Historically, cement has been a highly taxed commodity. Companies in the sector have long been demanding this be rationalised. “It is quite unfair to be in the highest tax bracket. How could this commodity share the same space as luxury goods in the tax list?” asks the executive vice-president of a large South India-based cement entity.
Says H M Bangur, managing director of Shree Cement: “I do not think there will be any impact on the sector with this retention. From July 1, when the GST
came into force, we were mentally prepared for 28 per cent. Having said that, a tax slab of 18 per cent would have been a positive surprise. After all, who does not want to pay less tax?”

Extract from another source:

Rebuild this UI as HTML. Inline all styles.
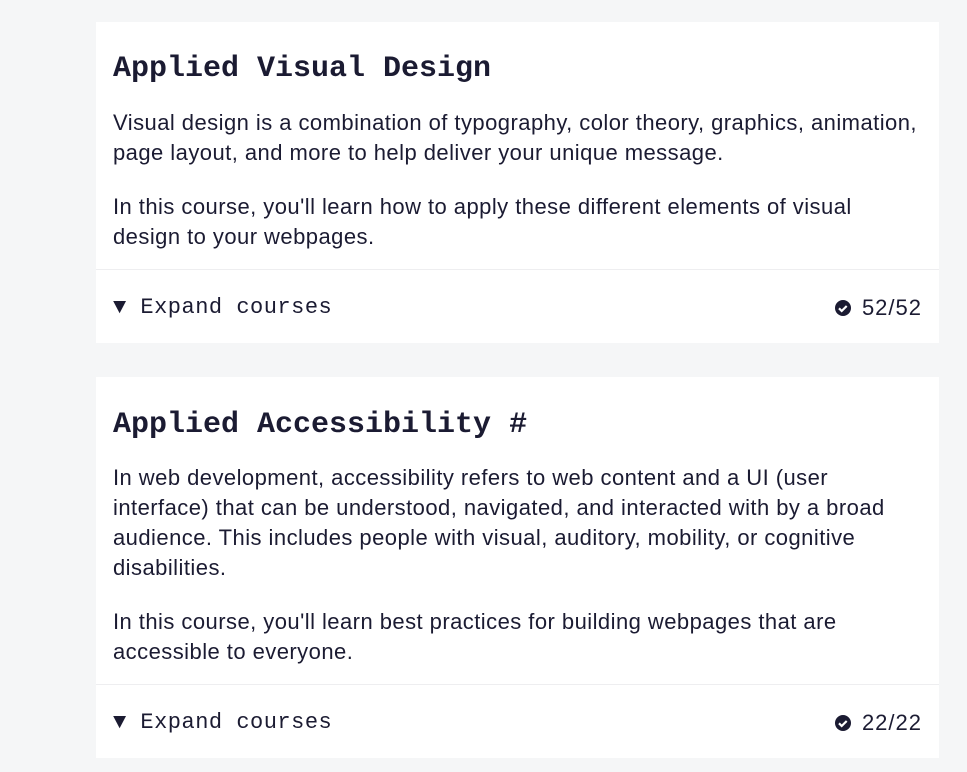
<!DOCTYPE html>
<html><head><style>
body{margin:0;background:#f5f6f7;width:967px;height:772px;overflow:hidden;font-family:"Liberation Sans",sans-serif;color:#1b1b32}
.card{position:absolute;left:96px;width:843px;background:#fff}
h2{font-family:"Liberation Mono",monospace;font-weight:bold;font-size:30px;margin:0;height:30px;line-height:30px;position:absolute;left:17px}
p{position:absolute;left:17px;margin:0;font-size:22px;line-height:30px;white-space:nowrap;letter-spacing:0.45px}
.div{position:absolute;left:0;right:0;height:1px;background:#eeeef0}
.foot{position:absolute;left:0;right:0;height:30px;font-family:"Liberation Mono",monospace;font-size:22px;line-height:30px}
.exp{position:absolute;left:17px;letter-spacing:0.5px}
.cnt{position:absolute;right:17px;display:flex;align-items:center;gap:10px;font-family:"Liberation Sans",sans-serif;font-size:22px;letter-spacing:1px}
</style></head><body>
<div class="card" style="top:22px;height:321px">
<h2 style="top:32px">Applied Visual Design</h2>
<p style="top:86px">Visual design is a combination of typography, color theory, graphics, animation,<br>page layout, and more to help deliver your unique message.</p>
<p style="top:170px">In this course, you'll learn how to apply these different elements of visual<br>design to your webpages.</p>
<div class="div" style="top:247px"></div>
<div class="foot" style="top:271px"><span class="exp">▼ Expand courses</span>
<span class="cnt"><svg width="18" height="18" viewBox="0 0 18 18"><circle cx="9" cy="9" r="8" fill="#1b1b32"/><path d="M5 9.3l2.7 2.7 5-5" stroke="#fff" stroke-width="2.2" fill="none"/></svg>52/52</span></div>
</div>
<div class="card" style="top:377px;height:381px">
<h2 style="top:33px">Applied Accessibility #</h2>
<p style="top:86px">In web development, accessibility refers to web content and a UI (user<br>interface) that can be understood, navigated, and interacted with by a broad<br>audience. This includes people with visual, auditory, mobility, or cognitive<br>disabilities.</p>
<p style="top:230px">In this course, you'll learn best practices for building webpages that are<br>accessible to everyone.</p>
<div class="div" style="top:307px"></div>
<div class="foot" style="top:331px"><span class="exp">▼ Expand courses</span>
<span class="cnt"><svg width="18" height="18" viewBox="0 0 18 18"><circle cx="9" cy="9" r="8" fill="#1b1b32"/><path d="M5 9.3l2.7 2.7 5-5" stroke="#fff" stroke-width="2.2" fill="none"/></svg>22/22</span></div>
</div>
</body></html>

“Rationalisation in the tax rate would have not only lifted this industry from the depression phase it is passing through but sent positive signals of the government’s intent to bring back the economy to a faster pace of growth,” added the CMA. The cement industry’s average annual growth for the past five years has been four per cent. In 2016-17, it was minus 1.2 per cent, for the first time in over a decade. And, in the first six months of 2017-18 (April-September), the sector's growth rate was a negative two-odd per cent. The hope is that demand should pick up, due to better monsoon. Even so, growth for the full year might be less than two per cent.
“There is a visible downfall in cement demand growth. Though government spending on infrastructure is good, giving a much needed push, demand from organised construction continues to remain poor. With RERA (the new and stringent law on the real estate sector) coming into force, the construction sector is hit. In the next one to two years, (the expectation is that) growth will be back to normal,” said Bangur.
Shares of cement companies on the stock exchange have been trading strongly over the past year. They are now 40-45 per cent higher than their 52-week low. This is because they're expected to be a major beneficiary of the government’s infrastructure push.